Thursday, March 18, 2010


OOH Super-Graphics Go Green: Movie Billboards Morph Into Reusable Bags
Erik Sass, Mar 17, 2010 09:49 AM

billboard 2 swag bags

Los Angeles is a giant laboratory and proving ground for new out-of-home advertising strategies -- which also makes it a hotbed of opposition to the burgeoning, diversifying medium. Witness the seemingly endless battle over digital billboards, which now involves the LA City Council, the Planning Commission, and the state and Federal courts. But at least one of the more contentious issues -- the environmental cost associated with vinyl "super-graphics" applied to the sides of buildings -- appears to have been solved.

The environment-friendly fix comes courtesy of Midnight Oil and LA Graphico, sibling marketing companies based in Pasadena, which specialize in online advertising and super graphics (focused on the movie industry) in partnership with another local company, Billboard2Swag, which takes LA Graphico's discarded vinyl building wraps and turns them into sturdy, stylish reusable shopping bags.
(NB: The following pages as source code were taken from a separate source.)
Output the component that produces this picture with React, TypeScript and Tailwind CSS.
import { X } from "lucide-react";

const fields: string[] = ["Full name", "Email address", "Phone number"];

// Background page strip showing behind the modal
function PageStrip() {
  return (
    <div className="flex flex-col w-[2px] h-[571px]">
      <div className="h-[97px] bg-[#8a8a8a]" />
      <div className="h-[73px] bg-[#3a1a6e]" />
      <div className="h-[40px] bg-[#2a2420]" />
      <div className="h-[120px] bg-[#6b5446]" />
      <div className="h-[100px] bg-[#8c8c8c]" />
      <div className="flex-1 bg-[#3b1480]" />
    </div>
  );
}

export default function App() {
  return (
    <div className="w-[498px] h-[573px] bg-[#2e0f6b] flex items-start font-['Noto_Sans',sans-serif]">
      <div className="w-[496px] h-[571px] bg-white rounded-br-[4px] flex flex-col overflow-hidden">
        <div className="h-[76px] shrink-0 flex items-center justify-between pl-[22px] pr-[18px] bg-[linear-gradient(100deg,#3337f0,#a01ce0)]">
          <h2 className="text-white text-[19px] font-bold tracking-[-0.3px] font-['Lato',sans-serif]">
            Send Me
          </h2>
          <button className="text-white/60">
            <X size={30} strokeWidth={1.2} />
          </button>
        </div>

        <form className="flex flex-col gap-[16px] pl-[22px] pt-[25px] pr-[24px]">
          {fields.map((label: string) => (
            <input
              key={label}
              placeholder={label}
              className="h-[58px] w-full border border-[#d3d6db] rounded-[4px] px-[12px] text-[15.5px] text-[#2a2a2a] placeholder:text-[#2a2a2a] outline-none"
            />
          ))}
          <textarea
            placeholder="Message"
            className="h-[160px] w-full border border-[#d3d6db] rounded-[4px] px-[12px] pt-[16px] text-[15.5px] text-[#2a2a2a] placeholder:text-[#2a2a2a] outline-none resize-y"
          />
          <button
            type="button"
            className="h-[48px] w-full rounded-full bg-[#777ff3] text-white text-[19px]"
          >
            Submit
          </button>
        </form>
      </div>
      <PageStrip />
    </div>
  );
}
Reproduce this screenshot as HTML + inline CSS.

Unlike the reusable shopping bags sold by green-thinking supermarket chains, each of the Billboard2Swag bags is unique.

Given the size of the super-graphics, which measure thousands of square feet in area, there's no guarantee a particular bag will have anything recognizable on it, but it does offer some eye-catching abstractions.
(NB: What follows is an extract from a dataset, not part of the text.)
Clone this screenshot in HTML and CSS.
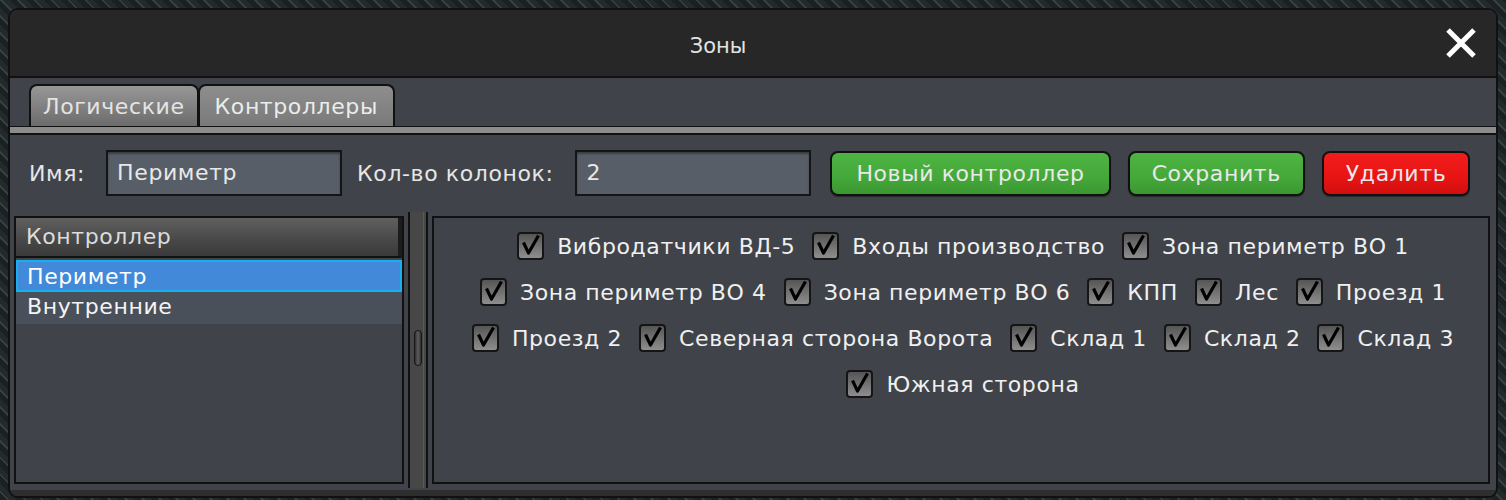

Plus, there is a certain cachet (at least in L.A.) to owning a bag made from, say, a giant super-graphic for "Avatar." The green selling point helps: Billboards2Swag is able to reuse over 95% of each LA Graphico super-graphic, leaving virtually no waste for the landfill.
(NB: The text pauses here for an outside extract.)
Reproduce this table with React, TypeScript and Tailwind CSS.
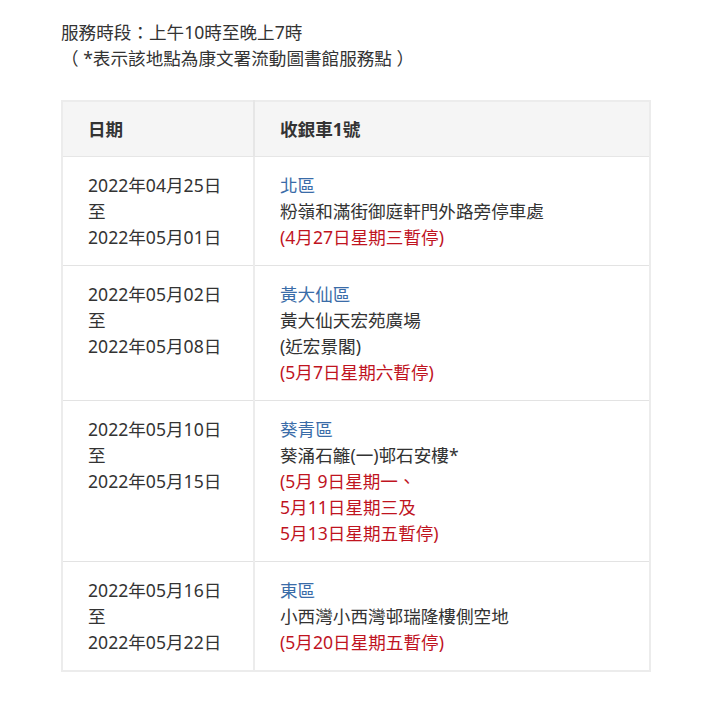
const ROWS = [
  {
    from: '2022年04月25日',
    to: '2022年05月01日',
    district: '北區',
    place: ['粉嶺和滿街御庭軒門外路旁停車處'],
    notes: ['(4月27日星期三暫停)'],
  },
  {
    from: '2022年05月02日',
    to: '2022年05月08日',
    district: '黃大仙區',
    place: ['黃大仙天宏苑廣場', '(近宏景閣)'],
    notes: ['(5月7日星期六暫停)'],
  },
  {
    from: '2022年05月10日',
    to: '2022年05月15日',
    district: '葵青區',
    place: ['葵涌石籬(一)邨石安樓*'],
    notes: ['(5月 9日星期一、', '5月11日星期三及', '5月13日星期五暫停)'],
  },
  {
    from: '2022年05月16日',
    to: '2022年05月22日',
    district: '東區',
    place: ['小西灣小西灣邨瑞隆樓側空地'],
    notes: ['(5月20日星期五暫停)'],
  },
];

export default function App() {
  return (
    <div
      className="min-h-screen bg-white px-[61px] pt-[19px] text-[17.6px] leading-[26px] text-[#333]"
      style={{ fontFamily: '"Noto Sans", "Noto Sans CJK TC", sans-serif' }}
    >
      <p>服務時段：上午10時至晚上7時</p>
      <p>（ *表示該地點為康文署流動圖書館服務點 ）</p>

      <table className="mt-[29px] w-[590px] border-collapse border-2 border-[#ececec]">
        <thead>
          <tr className="bg-[#f5f5f5]">
            <th className="w-[192px] border-r-2 border-b border-[#e6e6e6] px-[25px] py-[14px] text-left font-bold">日期</th>
            <th className="border-b border-[#e6e6e6] px-[25px] py-[14px] text-left font-bold">收銀車1號</th>
          </tr>
        </thead>
        <tbody>
          {ROWS.map(r => (
            <tr key={r.from} className="border-b border-[#e3e3e3] align-top">
              <td className="border-r-2 border-[#ececec] px-[25px] py-[15px]">
                <div>{r.from}</div>
                <div>至</div>
                <div>{r.to}</div>
              </td>
              <td className="px-[25px] py-[15px]">
                <div className="text-[#3a6ca8]">{r.district}</div>
                {r.place.map(p => (
                  <div key={p}>{p}</div>
                ))}
                {r.notes.map(n => (
                  <div key={n} className="text-[#c0141f]">{n}</div>
                ))}
              </td>
            </tr>
          ))}
        </tbody>
      </table>
    </div>
  );
}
Although it forged the partnership with Billboard2Swag on its own initiative, LA Graphico hopes the green solution will help attract more environmentally conscious advertisers that may have shied away from the giant out-of-home ads.

According to Brandon Gabriel, a principal at Midnight Oil and LA Graphico, the two companies' growth strategy includes cross-selling more of their online ad clients to outdoor and vice versa. The bags can only help persuade digital adherents to venture out-of-home, while allowing existing super-graphic advertisers to polish their green credentials.

One interesting PR advantage: as conversation pieces, the bags continue generating buzz and publicity for a movie long after the super-graphic comes down.